__Aim__
Reproduce the listing below word for word, with no pictures.

======== Source data ========

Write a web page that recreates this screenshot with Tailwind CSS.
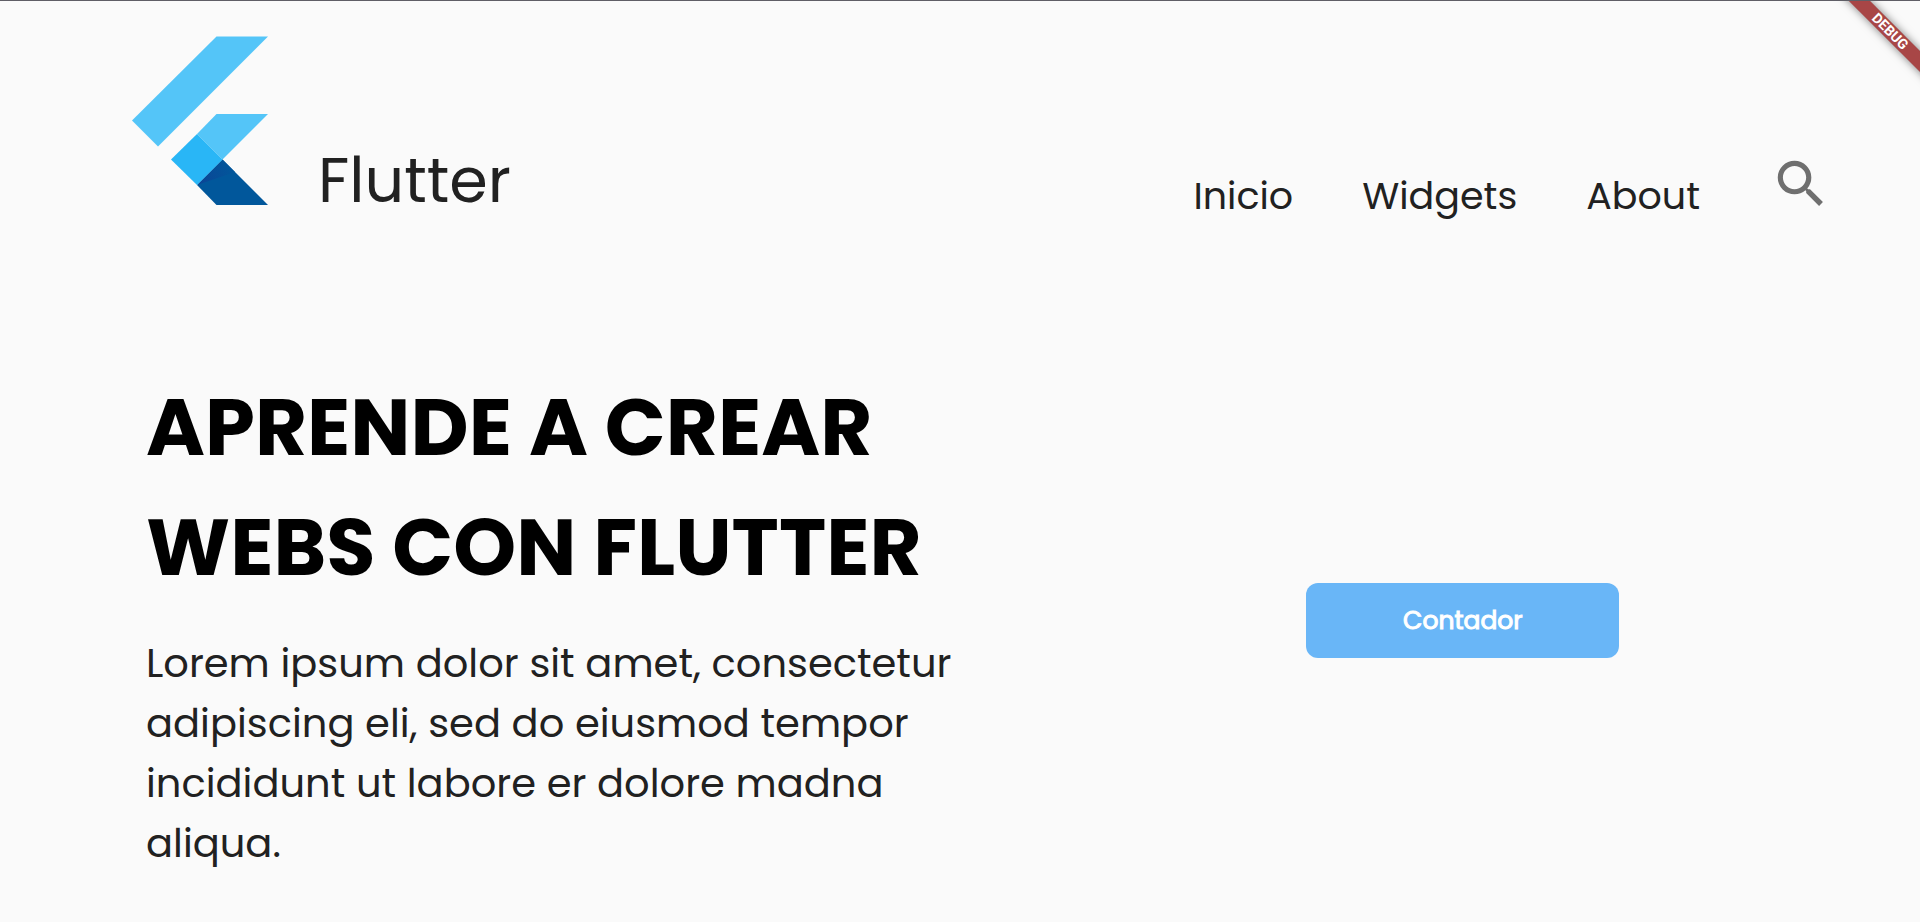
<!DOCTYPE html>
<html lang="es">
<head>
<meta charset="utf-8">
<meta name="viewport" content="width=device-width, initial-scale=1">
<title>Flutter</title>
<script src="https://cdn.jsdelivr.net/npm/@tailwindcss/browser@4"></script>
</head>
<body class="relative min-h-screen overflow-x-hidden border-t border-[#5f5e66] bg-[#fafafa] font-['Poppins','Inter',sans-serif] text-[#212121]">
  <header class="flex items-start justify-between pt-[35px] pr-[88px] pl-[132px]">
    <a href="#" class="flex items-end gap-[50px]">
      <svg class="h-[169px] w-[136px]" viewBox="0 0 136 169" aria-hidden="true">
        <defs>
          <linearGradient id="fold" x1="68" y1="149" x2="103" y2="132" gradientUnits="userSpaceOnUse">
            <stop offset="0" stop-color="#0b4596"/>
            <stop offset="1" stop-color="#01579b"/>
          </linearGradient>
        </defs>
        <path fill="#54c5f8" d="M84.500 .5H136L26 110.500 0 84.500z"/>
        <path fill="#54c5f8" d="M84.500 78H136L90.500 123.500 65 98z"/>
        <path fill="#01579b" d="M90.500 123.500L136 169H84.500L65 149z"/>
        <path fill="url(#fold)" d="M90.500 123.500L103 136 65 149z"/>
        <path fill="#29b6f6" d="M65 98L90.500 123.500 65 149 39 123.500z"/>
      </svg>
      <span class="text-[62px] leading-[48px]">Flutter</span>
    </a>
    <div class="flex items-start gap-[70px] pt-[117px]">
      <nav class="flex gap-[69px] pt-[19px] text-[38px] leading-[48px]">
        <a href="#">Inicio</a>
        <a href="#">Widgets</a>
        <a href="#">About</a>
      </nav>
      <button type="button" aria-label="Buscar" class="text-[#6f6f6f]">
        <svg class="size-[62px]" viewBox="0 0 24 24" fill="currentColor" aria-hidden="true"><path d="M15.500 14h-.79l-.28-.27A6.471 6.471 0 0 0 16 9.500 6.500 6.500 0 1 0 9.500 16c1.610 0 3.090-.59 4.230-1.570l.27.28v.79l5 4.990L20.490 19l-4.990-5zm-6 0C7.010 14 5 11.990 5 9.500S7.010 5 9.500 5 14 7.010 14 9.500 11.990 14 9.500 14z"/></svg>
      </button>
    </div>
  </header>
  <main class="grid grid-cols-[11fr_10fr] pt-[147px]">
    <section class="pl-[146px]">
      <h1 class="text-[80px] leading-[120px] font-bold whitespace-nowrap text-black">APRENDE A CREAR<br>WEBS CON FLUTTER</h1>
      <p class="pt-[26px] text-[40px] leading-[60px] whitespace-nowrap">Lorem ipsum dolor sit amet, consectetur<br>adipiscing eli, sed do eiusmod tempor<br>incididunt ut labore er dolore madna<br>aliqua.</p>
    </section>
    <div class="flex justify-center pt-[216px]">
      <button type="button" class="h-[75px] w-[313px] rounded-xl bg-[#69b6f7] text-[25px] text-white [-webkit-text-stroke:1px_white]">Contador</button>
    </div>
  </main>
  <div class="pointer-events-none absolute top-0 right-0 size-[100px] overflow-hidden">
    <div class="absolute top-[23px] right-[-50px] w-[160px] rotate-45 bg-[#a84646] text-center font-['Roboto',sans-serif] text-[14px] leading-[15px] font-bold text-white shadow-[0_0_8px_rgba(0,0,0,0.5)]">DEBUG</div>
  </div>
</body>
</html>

========

__Full response__
Write a web page that recreates this screenshot with Tailwind CSS.
<!DOCTYPE html>
<html lang="es">
<head>
<meta charset="utf-8">
<meta name="viewport" content="width=device-width, initial-scale=1">
<title>Flutter</title>
<script src="https://cdn.jsdelivr.net/npm/@tailwindcss/browser@4"></script>
</head>
<body class="relative min-h-screen overflow-x-hidden border-t border-[#5f5e66] bg-[#fafafa] font-['Poppins','Inter',sans-serif] text-[#212121]">
  <header class="flex items-start justify-between pt-[35px] pr-[88px] pl-[132px]">
    <a href="#" class="flex items-end gap-[50px]">
      <svg class="h-[169px] w-[136px]" viewBox="0 0 136 169" aria-hidden="true">
        <defs>
          <linearGradient id="fold" x1="68" y1="149" x2="103" y2="132" gradientUnits="userSpaceOnUse">
            <stop offset="0" stop-color="#0b4596"/>
            <stop offset="1" stop-color="#01579b"/>
          </linearGradient>
        </defs>
        <path fill="#54c5f8" d="M84.500 .5H136L26 110.500 0 84.500z"/>
        <path fill="#54c5f8" d="M84.500 78H136L90.500 123.500 65 98z"/>
        <path fill="#01579b" d="M90.500 123.500L136 169H84.500L65 149z"/>
        <path fill="url(#fold)" d="M90.500 123.500L103 136 65 149z"/>
        <path fill="#29b6f6" d="M65 98L90.500 123.500 65 149 39 123.500z"/>
      </svg>
      <span class="text-[62px] leading-[48px]">Flutter</span>
    </a>
    <div class="flex items-start gap-[70px] pt-[117px]">
      <nav class="flex gap-[69px] pt-[19px] text-[38px] leading-[48px]">
        <a href="#">Inicio</a>
        <a href="#">Widgets</a>
        <a href="#">About</a>
      </nav>
      <button type="button" aria-label="Buscar" class="text-[#6f6f6f]">
        <svg class="size-[62px]" viewBox="0 0 24 24" fill="currentColor" aria-hidden="true"><path d="M15.500 14h-.79l-.28-.27A6.471 6.471 0 0 0 16 9.500 6.500 6.500 0 1 0 9.500 16c1.610 0 3.090-.59 4.230-1.570l.27.28v.79l5 4.990L20.490 19l-4.990-5zm-6 0C7.010 14 5 11.990 5 9.500S7.010 5 9.500 5 14 7.010 14 9.500 11.990 14 9.500 14z"/></svg>
      </button>
    </div>
  </header>
  <main class="grid grid-cols-[11fr_10fr] pt-[147px]">
    <section class="pl-[146px]">
      <h1 class="text-[80px] leading-[120px] font-bold whitespace-nowrap text-black">APRENDE A CREAR<br>WEBS CON FLUTTER</h1>
      <p class="pt-[26px] text-[40px] leading-[60px] whitespace-nowrap">Lorem ipsum dolor sit amet, consectetur<br>adipiscing eli, sed do eiusmod tempor<br>incididunt ut labore er dolore madna<br>aliqua.</p>
    </section>
    <div class="flex justify-center pt-[216px]">
      <button type="button" class="h-[75px] w-[313px] rounded-xl bg-[#69b6f7] text-[25px] text-white [-webkit-text-stroke:1px_white]">Contador</button>
    </div>
  </main>
  <div class="pointer-events-none absolute top-0 right-0 size-[100px] overflow-hidden">
    <div class="absolute top-[23px] right-[-50px] w-[160px] rotate-45 bg-[#a84646] text-center font-['Roboto',sans-serif] text-[14px] leading-[15px] font-bold text-white shadow-[0_0_8px_rgba(0,0,0,0.5)]">DEBUG</div>
  </div>
</body>
</html>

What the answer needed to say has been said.